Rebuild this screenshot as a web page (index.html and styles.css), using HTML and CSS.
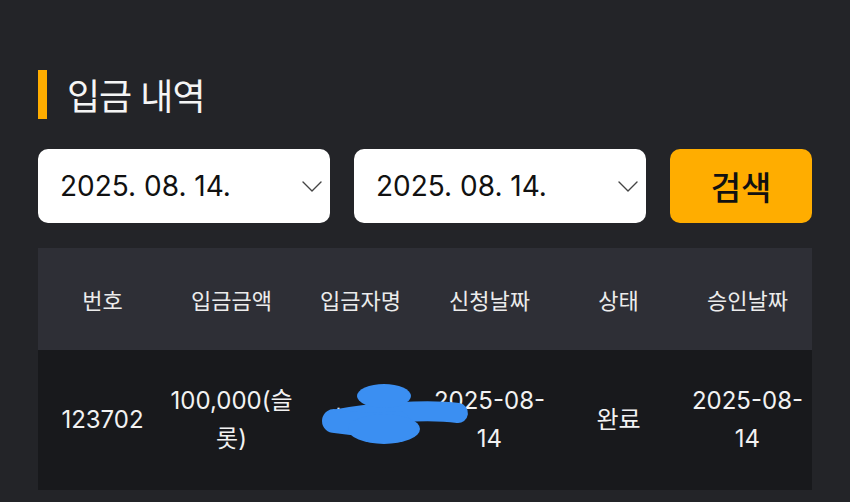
FILE: index.html
```html
<!DOCTYPE html>
<html lang="ko">
<head>
    <meta charset="UTF-8">
    <title>입금 내역</title>
    <link rel="stylesheet" href="styles.css">
</head>
<body>
    <div class="container">
        <h1 class="title">입금 내역</h1>

        <div class="filters">
            <div class="date-select">
                <span>2025. 08. 14.</span>
                <svg class="chevron" width="20" height="11" viewBox="0 0 20 11">
                    <path d="M1 1 L10 10 L19 1" fill="none" stroke="#444" stroke-width="1.4" stroke-linecap="round" stroke-linejoin="round"/>
                </svg>
            </div>
            <div class="date-select">
                <span>2025. 08. 14.</span>
                <svg class="chevron" width="20" height="11" viewBox="0 0 20 11">
                    <path d="M1 1 L10 10 L19 1" fill="none" stroke="#444" stroke-width="1.4" stroke-linecap="round" stroke-linejoin="round"/>
                </svg>
            </div>
            <button class="search-btn">검색</button>
        </div>

        <table class="history">
            <thead>
                <tr>
                    <th>번호</th>
                    <th>입금금액</th>
                    <th>입금자명</th>
                    <th>신청날짜</th>
                    <th>상태</th>
                    <th>승인날짜</th>
                </tr>
            </thead>
            <tbody>
                <tr>
                    <td>123702</td>
                    <td>100,000(슬롯)</td>
                    <td class="name-cell">
                        홍길동
                        <svg class="scribble" width="160" height="80" viewBox="0 0 160 80">
                            <path d="M20 40 C 50 34, 110 30, 140 34" fill="none" stroke="#3b8ff2" stroke-width="20" stroke-linecap="round"/>
                            <path d="M16 42 C 40 46, 60 46, 80 44" fill="none" stroke="#3b8ff2" stroke-width="24" stroke-linecap="round"/>
                            <ellipse cx="66" cy="17" rx="27" ry="12" fill="#3b8ff2"/>
                            <ellipse cx="66" cy="50" rx="36" ry="15" fill="#3b8ff2"/>
                        </svg>
                    </td>
                    <td>2025-08-14</td>
                    <td>완료</td>
                    <td>2025-08-14</td>
                </tr>
            </tbody>
        </table>
    </div>
</body>
</html>
```

FILE: styles.css
```css
body {
    margin: 0;
    background-color: #232428;
    font-family: Inter, "Noto Sans CJK KR", sans-serif;
    color: #f2f2f2;
}
.container {
    padding: 70px 38px 0 38px;
}
.title {
    margin: 0;
    height: 49px;
    border-left: 9px solid #ffad00;
    padding-left: 20px;
    font-family: "Noto Sans CJK KR", sans-serif;
    font-size: 36px;
    font-weight: 400;
    line-height: 49px;
    color: #f5f5f5;
    letter-spacing: -1px;
}
.filters {
    display: flex;
    gap: 24px;
    margin-top: 30px;
    height: 74px;
}
.date-select {
    flex: 0 0 292px;
    display: flex;
    align-items: center;
    justify-content: space-between;
    box-sizing: border-box;
    padding: 0 8px 0 22px;
    background: #ffffff;
    border-radius: 10px;
    color: #111;
    font-size: 28px;
}
.search-btn {
    flex: 1;
    border: none;
    border-radius: 10px;
    background: #ffad00;
    color: #111;
    font-family: "Noto Sans CJK KR", sans-serif;
    font-size: 33px;
    font-weight: 500;
    padding: 0;
}
.history {
    width: 100%;
    margin-top: 25px;
    border-collapse: collapse;
    table-layout: fixed;
}
.history th {
    height: 102px;
    background: #2e2f36;
    color: #ececec;
    font-family: "Noto Sans CJK KR", sans-serif;
    font-size: 22px;
    font-weight: 400;
    padding: 0;
}
.history td {
    height: 140px;
    background: #18191c;
    text-align: center;
    font-size: 24px;
    line-height: 38px;
    padding: 0 2px;
}
.name-cell {
    position: relative;
}
.scribble {
    position: absolute;
    left: 22px;
    top: 29px;
}
```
----
Aim ▸
Without including any picture, repeat the data exactly.

Final result ▸
Rebuild this screenshot as a web page (index.html and styles.css), using HTML and CSS.
FILE: index.html
```html
<!DOCTYPE html>
<html lang="ko">
<head>
    <meta charset="UTF-8">
    <title>입금 내역</title>
    <link rel="stylesheet" href="styles.css">
</head>
<body>
    <div class="container">
        <h1 class="title">입금 내역</h1>

        <div class="filters">
            <div class="date-select">
                <span>2025. 08. 14.</span>
                <svg class="chevron" width="20" height="11" viewBox="0 0 20 11">
                    <path d="M1 1 L10 10 L19 1" fill="none" stroke="#444" stroke-width="1.4" stroke-linecap="round" stroke-linejoin="round"/>
                </svg>
            </div>
            <div class="date-select">
                <span>2025. 08. 14.</span>
                <svg class="chevron" width="20" height="11" viewBox="0 0 20 11">
                    <path d="M1 1 L10 10 L19 1" fill="none" stroke="#444" stroke-width="1.4" stroke-linecap="round" stroke-linejoin="round"/>
                </svg>
            </div>
            <button class="search-btn">검색</button>
        </div>

        <table class="history">
            <thead>
                <tr>
                    <th>번호</th>
                    <th>입금금액</th>
                    <th>입금자명</th>
                    <th>신청날짜</th>
                    <th>상태</th>
                    <th>승인날짜</th>
                </tr>
            </thead>
            <tbody>
                <tr>
                    <td>123702</td>
                    <td>100,000(슬롯)</td>
                    <td class="name-cell">
                        홍길동
                        <svg class="scribble" width="160" height="80" viewBox="0 0 160 80">
                            <path d="M20 40 C 50 34, 110 30, 140 34" fill="none" stroke="#3b8ff2" stroke-width="20" stroke-linecap="round"/>
                            <path d="M16 42 C 40 46, 60 46, 80 44" fill="none" stroke="#3b8ff2" stroke-width="24" stroke-linecap="round"/>
                            <ellipse cx="66" cy="17" rx="27" ry="12" fill="#3b8ff2"/>
                            <ellipse cx="66" cy="50" rx="36" ry="15" fill="#3b8ff2"/>
                        </svg>
                    </td>
                    <td>2025-08-14</td>
                    <td>완료</td>
                    <td>2025-08-14</td>
                </tr>
            </tbody>
        </table>
    </div>
</body>
</html>
```

FILE: styles.css
```css
body {
    margin: 0;
    background-color: #232428;
    font-family: Inter, "Noto Sans CJK KR", sans-serif;
    color: #f2f2f2;
}
.container {
    padding: 70px 38px 0 38px;
}
.title {
    margin: 0;
    height: 49px;
    border-left: 9px solid #ffad00;
    padding-left: 20px;
    font-family: "Noto Sans CJK KR", sans-serif;
    font-size: 36px;
    font-weight: 400;
    line-height: 49px;
    color: #f5f5f5;
    letter-spacing: -1px;
}
.filters {
    display: flex;
    gap: 24px;
    margin-top: 30px;
    height: 74px;
}
.date-select {
    flex: 0 0 292px;
    display: flex;
    align-items: center;
    justify-content: space-between;
    box-sizing: border-box;
    padding: 0 8px 0 22px;
    background: #ffffff;
    border-radius: 10px;
    color: #111;
    font-size: 28px;
}
.search-btn {
    flex: 1;
    border: none;
    border-radius: 10px;
    background: #ffad00;
    color: #111;
    font-family: "Noto Sans CJK KR", sans-serif;
    font-size: 33px;
    font-weight: 500;
    padding: 0;
}
.history {
    width: 100%;
    margin-top: 25px;
    border-collapse: collapse;
    table-layout: fixed;
}
.history th {
    height: 102px;
    background: #2e2f36;
    color: #ececec;
    font-family: "Noto Sans CJK KR", sans-serif;
    font-size: 22px;
    font-weight: 400;
    padding: 0;
}
.history td {
    height: 140px;
    background: #18191c;
    text-align: center;
    font-size: 24px;
    line-height: 38px;
    padding: 0 2px;
}
.name-cell {
    position: relative;
}
.scribble {
    position: absolute;
    left: 22px;
    top: 29px;
}
```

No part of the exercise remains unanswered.